Выбрать главу

Картине «Покорение Сибири» отдано пять лет жизни художника. Самая громадная по размерам из всех суриковских вещей, с сотнями фигур, не менее того сложная по (композиции, она заставила мастера затратить на нее колоссальный труд.

Привыкнув работать исключительно с натуры, только доверяя ей, Суриков находился в постоянных разъездах. Из Москвы в Сибирь и обратно — беспокойный его маршрут за все эти годы.

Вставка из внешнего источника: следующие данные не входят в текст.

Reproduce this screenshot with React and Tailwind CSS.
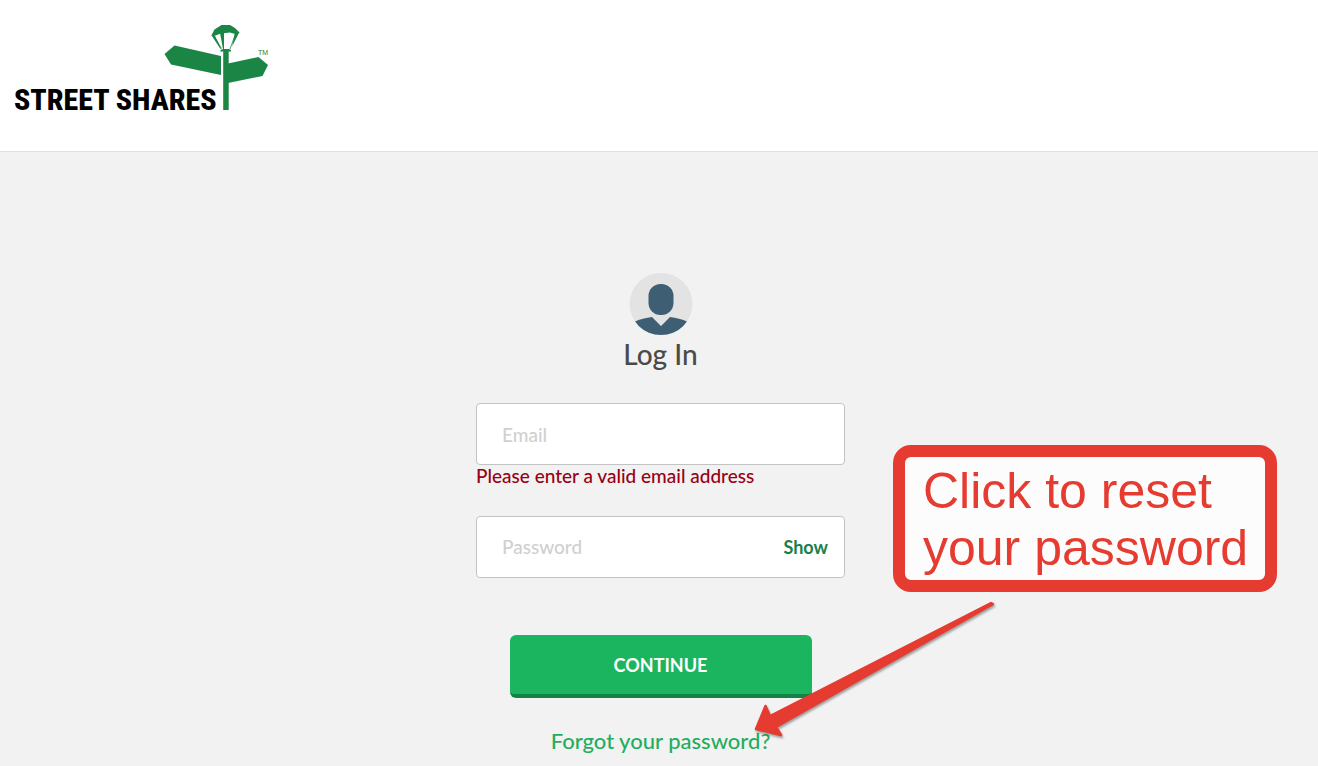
import React, { useState } from 'react'

function Logo() {
  return (
    <svg viewBox="14 24 256 96" className="h-24 w-64" role="img" aria-label="Street Shares">
      <text x="14" y="110" fontSize="30" fontWeight="800" fill="#000" fontFamily="'Noto Sans ExtraCondensed', 'Noto Sans Condensed', 'Roboto Condensed', Roboto, sans-serif">STREET SHARES</text>
      <g fill="#1b8546">
        <path d="M174.500 45.500L221 56V75L171 64.500L164.500 54Z" />
        <path d="M228 63.500L258.500 57L268 65L262.500 76L228 83Z" />
        <path d="M223.200 51H228.700V110H223.200Z" />
        <path d="M220.500 50L223 49H229L231 50V51.500H220.500Z" />
        <path d="M221.500 25H230L235 28L239.500 32.500L235 34L230 32.500L221 33.500L214 36L211.300 35.500L214.500 29.500Z" />
        <path d="M211.300 35L214.800 35.500L221.200 48.500L220.500 49Z" />
        <path d="M220 33H224V49H223Z" />
        <path d="M235 32.500L239.500 32L232 46.500Z" />
        <path d="M214 36L221.500 48.500M235.500 34L230 49" fill="none" stroke="#1b8546" strokeWidth="0.800" />
        <text x="258" y="55" fontSize="7" fontFamily="'Liberation Sans', sans-serif">TM</text>
      </g>
    </svg>
  )
}

function Avatar() {
  return (
    <svg viewBox="0 0 64 62" className="h-[62px] w-16" aria-hidden="true">
      <defs>
        <clipPath id="avatar-clip"><ellipse cx="32" cy="31" rx="31.500" ry="31" /></clipPath>
      </defs>
      <ellipse cx="32" cy="31" rx="31.500" ry="31" fill="#e3e3e3" />
      <g fill="#3e5f73" clipPath="url(#avatar-clip)">
        <rect x="19.500" y="11" width="25" height="31" rx="12" />
        <path d="M5 49C11 46 17 45 23 44L32 53L41 44C47 45 53 46 59 49V62H5Z" />
      </g>
    </svg>
  )
}

function Callout() {
  return (
    <div className="absolute left-[417px] top-[172px] w-96 rounded-[18px] border-12 border-[#e63b30] bg-[#fcfcfc] pt-1.5 pr-3 pb-[3px] pl-[18px] font-['Liberation_Sans',sans-serif] text-[50px] leading-[57px] text-[#e63b30]">
      Click to reset your password
    </div>
  )
}

function Arrow() {
  return (
    <svg viewBox="750 600 250 144" className="pointer-events-none absolute left-[274px] top-[327px] h-36 w-[250px] drop-shadow-[1px_2px_1px_rgba(0,0,0,0.35)]" aria-hidden="true">
      <path d="M756 729L765.500 706L770 716L991 603L993 604L776 727L781 735Z" fill="#e63b30" stroke="#e63b30" strokeWidth="2.500" strokeLinejoin="round" />
    </svg>
  )
}

export default function App() {
  const [email, setEmail] = useState('')
  const [password, setPassword] = useState('')
  const [show, setShow] = useState(false)

  return (
    <div className="min-h-screen bg-[#f2f2f2] font-['Lato',sans-serif] font-medium">
      <header className="border-b border-[#e1e1e1] bg-white px-3.5 pt-6 pb-[31px]">
        <a href="#" className="block w-64"><Logo /></a>
      </header>

      <main className="flex justify-center pt-[121px] pl-[3px]">
        <form className="relative flex w-[369px] flex-col" onSubmit={e => e.preventDefault()}>
          <div className="mb-[30px] flex flex-col items-center">
            <Avatar />
            <h1 className="text-[28px] leading-[38px] text-[#4a4a4a]">Log In</h1>
          </div>

          <input type="email" aria-label="Email" aria-describedby="email-error" placeholder="Email"
            value={email} onChange={e => setEmail(e.target.value)}
            className="h-[62px] w-full rounded border border-[#c3c3c3] bg-white px-[25px] text-[19px] text-[#4a4a4a] outline-none placeholder:text-[#d0d0d0]" />
          <p id="email-error" className="mb-[29px] text-[19px] leading-[22px] text-[#990012]">Please enter a valid email address</p>

          <div className="flex h-[62px] items-center rounded border border-[#c3c3c3] bg-white pr-4 pl-[25px]">
            <input type={show ? 'text' : 'password'} aria-label="Password" placeholder="Password"
              value={password} onChange={e => setPassword(e.target.value)}
              className="min-w-0 flex-1 bg-transparent text-[19px] text-[#4a4a4a] outline-none placeholder:text-[#d0d0d0]" />
            <button type="button" onClick={() => setShow(!show)} className="text-lg font-bold text-[#17804a]">
              {show ? 'Hide' : 'Show'}
            </button>
          </div>

          <button type="submit" className="mt-[57px] h-[63px] w-[302px] self-center rounded-md border-b-4 border-[#148244] bg-[#1bb55f] text-lg font-bold text-white">
            CONTINUE
          </button>
          <a href="#" className="mt-[29px] self-center text-[22px] leading-7 text-[#1fae5e]">Forgot your password?</a>

          <Callout />
          <Arrow />
        </form>
      </main>
    </div>
  )
}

«Композиция еще строилась, но отдельные ее слагаемые были уже ясны, и работа над этюдами к будущей картине началась с 1891 года. Сохранился помеченный этим годом акварельный этюд крестьянина в валенках и безрукавке в позе Ермака. В 1892 году Суриков пишет этюды для картины в Красноярске и Тобольске, но и в Минусинске и на Дону. Казак Макар Огарков позирует для сподвижника Ермака атамана Кольцо, в станице Старо-Черкасской попадает под суриковскую кисть казак Иван Бугаевский, на Дону создается этюд для тех всадников, что мечутся на обрывистом берегу Иртыша. В 1894 г. Суриков снова за работой — в Красноярске, Тобольске, в Туре, на берегах Оби. Казаки, остяки, татары, фигуры, головы, отдельные руки, щиты, пушки, самопалы, шапки, шлемы, пороховницы, мечи, кольчуги — и все с натуры, иногда по несколько раз в разных положениях, выискивается самая последняя мелочь, какая-нибудь бляха лошадиной сбруи пишется с тем же пылом, как главные герои картины. На этюде сибирского шамана-заклинателя нехватило холста, чтобы написать ударяющую в бубен палочку: Суриков пишет ее отдельно, внизу того же этюда на свободном местечке, потому что ничего он не хочет и не может написать, не увидав, не постигнув посредством зрения». (Виктор Никольский).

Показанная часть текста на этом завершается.